VIDA – Jump in Whole
There’s a kid right now in a bedroom somewhere that’s just created a barricade around the front door. Whenever that kid’s able to keep the mom and dad from entering by brute force, whenever they’re able to avoid doing homework, eating lunch or walking the dog, they’re listening to rock records and dreaming away to a sound that is a mixture of whatever albums have had the strongest impact.
If that’s your typical kid, filled with dreams as well as loneliness, chances are that they’re also dreaming of a way to put all of those sounds together someday. If that’s a typical kid, chances are that they’re working fingertips and brain cells in such a way as to create a sound that the parents won’t be able to understand, that they’ll beg to be played at a lower volume.

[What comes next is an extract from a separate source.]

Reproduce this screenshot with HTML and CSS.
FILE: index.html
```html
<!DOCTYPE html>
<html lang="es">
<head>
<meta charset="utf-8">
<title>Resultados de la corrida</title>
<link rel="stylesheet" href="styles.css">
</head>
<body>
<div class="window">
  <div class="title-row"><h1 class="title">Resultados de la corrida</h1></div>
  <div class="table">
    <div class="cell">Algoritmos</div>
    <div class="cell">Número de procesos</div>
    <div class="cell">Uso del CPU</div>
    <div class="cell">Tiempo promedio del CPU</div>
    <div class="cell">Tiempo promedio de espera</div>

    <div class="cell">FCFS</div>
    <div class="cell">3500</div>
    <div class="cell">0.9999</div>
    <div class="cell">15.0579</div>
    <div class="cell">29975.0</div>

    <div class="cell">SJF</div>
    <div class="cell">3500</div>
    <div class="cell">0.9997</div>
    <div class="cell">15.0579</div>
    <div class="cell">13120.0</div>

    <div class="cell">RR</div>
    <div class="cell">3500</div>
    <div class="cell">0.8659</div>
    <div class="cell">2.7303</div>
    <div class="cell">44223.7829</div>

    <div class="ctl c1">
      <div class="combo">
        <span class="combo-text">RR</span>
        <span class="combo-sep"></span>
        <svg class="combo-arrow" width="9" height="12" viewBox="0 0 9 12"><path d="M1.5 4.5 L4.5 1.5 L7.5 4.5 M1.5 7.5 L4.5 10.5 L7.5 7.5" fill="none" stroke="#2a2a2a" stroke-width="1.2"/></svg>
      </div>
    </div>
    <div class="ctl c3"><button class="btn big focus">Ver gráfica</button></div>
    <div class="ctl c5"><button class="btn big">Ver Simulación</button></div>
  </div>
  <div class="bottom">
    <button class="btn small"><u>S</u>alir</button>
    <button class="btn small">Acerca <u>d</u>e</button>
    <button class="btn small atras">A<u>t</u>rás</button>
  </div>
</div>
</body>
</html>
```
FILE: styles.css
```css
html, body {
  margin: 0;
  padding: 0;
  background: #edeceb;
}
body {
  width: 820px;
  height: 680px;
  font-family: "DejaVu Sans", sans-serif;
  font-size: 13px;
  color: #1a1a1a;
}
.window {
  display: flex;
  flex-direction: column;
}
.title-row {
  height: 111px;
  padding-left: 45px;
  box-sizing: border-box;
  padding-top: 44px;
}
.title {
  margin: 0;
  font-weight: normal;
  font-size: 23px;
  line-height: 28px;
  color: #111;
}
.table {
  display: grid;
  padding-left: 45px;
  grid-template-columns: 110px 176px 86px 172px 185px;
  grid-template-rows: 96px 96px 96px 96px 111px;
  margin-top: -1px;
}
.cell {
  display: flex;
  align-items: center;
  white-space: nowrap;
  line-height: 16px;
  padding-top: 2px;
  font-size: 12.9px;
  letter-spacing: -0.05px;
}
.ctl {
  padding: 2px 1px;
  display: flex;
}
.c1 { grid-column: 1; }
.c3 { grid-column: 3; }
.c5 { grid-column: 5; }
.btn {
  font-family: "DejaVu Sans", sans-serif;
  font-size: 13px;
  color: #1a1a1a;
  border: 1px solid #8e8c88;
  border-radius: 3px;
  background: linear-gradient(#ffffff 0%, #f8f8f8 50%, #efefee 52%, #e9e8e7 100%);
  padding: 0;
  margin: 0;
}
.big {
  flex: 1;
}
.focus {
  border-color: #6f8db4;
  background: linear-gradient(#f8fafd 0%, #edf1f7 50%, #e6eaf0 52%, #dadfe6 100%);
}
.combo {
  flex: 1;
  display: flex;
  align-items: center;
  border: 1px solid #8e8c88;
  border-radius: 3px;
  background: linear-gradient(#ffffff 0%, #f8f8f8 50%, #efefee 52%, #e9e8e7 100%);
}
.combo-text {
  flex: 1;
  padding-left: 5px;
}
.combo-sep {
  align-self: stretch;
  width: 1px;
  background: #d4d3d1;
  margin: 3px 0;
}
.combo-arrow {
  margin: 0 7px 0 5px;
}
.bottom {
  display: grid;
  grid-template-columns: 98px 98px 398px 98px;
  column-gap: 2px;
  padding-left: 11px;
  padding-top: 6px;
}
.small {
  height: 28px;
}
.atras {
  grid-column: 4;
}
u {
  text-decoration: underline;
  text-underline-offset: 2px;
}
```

Some of those impassioned, nervous, ambitious kids formed VIDA. The main goal of the band, on “Jump in Whole,” at least, is to create music that sounds like the final death throes of a bar saloon fight. But nearly as important is to blend guitar-heavy sounds of classic rock, punk and hardcore into a mix that is, at the core, soft. The fort’s paid off, and so have all the hours spent listening to all of that rock music!
Stale – Day one
Sure, one of the great unanswered questions is the familiar one about bad things happening to good people. But, maybe just as important to ask is why good people want terrible things to happen to them and in what doses. Ask yourself that the next time you see someone in a sharp suit, sit up at a bar and order whiskey shots until they nearly black out.
You might, of course, have to ask yourself first what you’re doing at the same bar, and it’s a weekday. But once you come to some sort of answer, you may well understand yourself better. You’ll know why you dream of speeding trains racing toward you, why you take unnecessary risks that your friends would avoid, and why the sounds that soothe you are constructed using colossal guitar and drum tones.
Stale bring the sharpest edges of grunge and nu-metal to “Day One” and creates the kind of song that feels like a nautical disaster caught on tape. But, if you are like this writer, the music will feel greatly comforting. Here’s something that very much sounds like the forces of nature being unleashed that you can, in fact, control the start and end off. Stale, meanwhile, bloody the waters and leaves no survivors. Why does it all feel so right?